とまあ、ちょっと考えてもこれぐらいのことが可能になる。利用範囲も広がるし、ビジネスチャンスも大きく広がる。2001年にはサービス開始予定されている3G (3rd Generation=次世代携帯電話方式のこと。IMT-2000とほぼ同意語) でキラーアプリケーションが見つからないと通信事業者やメーカーは嘆いている。
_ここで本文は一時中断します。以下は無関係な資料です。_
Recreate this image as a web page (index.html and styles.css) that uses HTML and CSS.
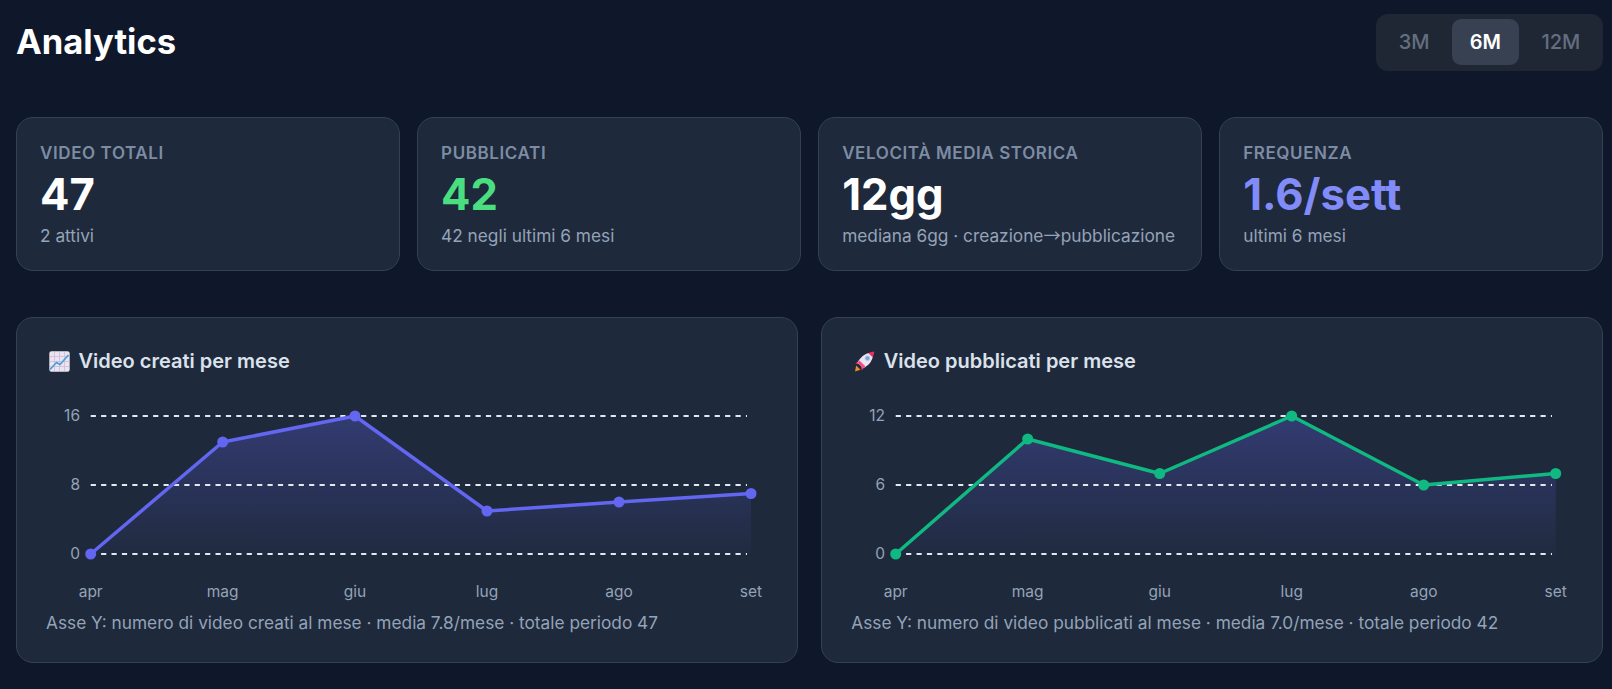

彼らは自分達が最高で、自分達が必死に考えても見つからないのに、サードパーティがまったく新しいサービスなど思いつかないと考えているのだろうか。オイラに言わせれば、通信事業者やメーカーだからこそキラーアプリケーションを見つけられないのだ。かれらは毎日夜遅くまで働いているから、自分たちの世界しか知らない世間知らずのはずだ。キラーアプリケーションは、世の中の社会構造、そして人間をよく知っていなければ、見つけられるわけがない。ポケベルによる通信だって、通信事業者が率先して広めたわけではなかったし、iモードを広めたのは新しくドコモに入ったメンバーと言われている。だからこそ、通信事業者やメーカーは3Gシステムを、オイラが言うように、オープンに作るべきだ。そうすれば、3Gで一旗上げようとするサードパーティがいろいろトライし、それらの中のいくつかがキラーアプリケーションになっていくはずだ。オープン化は偉大なのだ。